A short stroll brings you to the Cathedral of St Paul, viewed from the outside. Located within the Mdina's City Walls, this Baroque cathedral was built on the orders of Robert of Normandy after he took control of the island from the Arabs.
A further 15-minute drive brings you to the Ta'Qali Crafts Village and the Mdina Glass Shop. The latter is factory renowned for its glass-blowing, glass fusion, and lamp work. Its traditional marbled, blue-green glasswork makes for terrific souvenirs.
Continue to the Tarxien Temples. These ancient ruins were once part of an imposing temple complex, built as far back as 3000 BC. The central building features three parallel sets of double apses. Walls exhibiting low relief work still remain and feature friezes of animals, spiral patterns, a decorated altar table and a colossal stone statue.

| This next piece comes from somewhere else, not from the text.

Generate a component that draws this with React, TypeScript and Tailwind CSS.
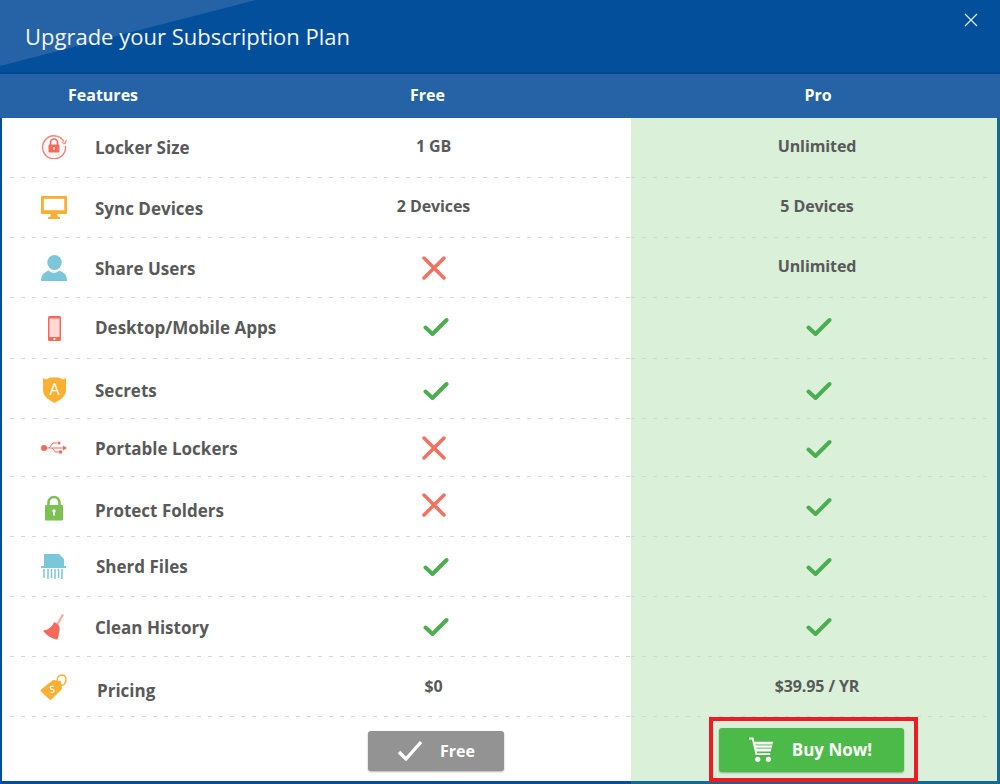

Twenty minutes' drive away is Qormi, populated since the Bronze Age and best known for its number of bakeries and vineyards. A traditional Maltese lunch awaits you here at Razzett l'Antik -- the Old Farmhouse. A vast selection of Maltese delicacies is on the menu, as is a glass of wine or mineral water.
Back in Valletta, set out on a walking tour, starting at the Barrakka Gardens.
Nearby is St John's Co-Cathedral which you will visit with your guide. Notice how its surprisingly austere exterior contrasts with the dazzling interior of gilded tracery and marble mosaic floor. The floor is inlaid with the glittering tombs of 400 knights, and the barrel vault is painted with scenes from the life of St John the Baptist. The oratory displays a moving painting by Caravaggio.
Your tour concludes with a walk back to your motorcoach, and a relaxing drive back to the pier.
Shade is limited; please dress accordingly. Bring a hat and wear sunscreen. The Cathedral in Valletta is closed on Saturday afternoons, Sundays and holidays; a visit to the Museum of Archeology will substituted.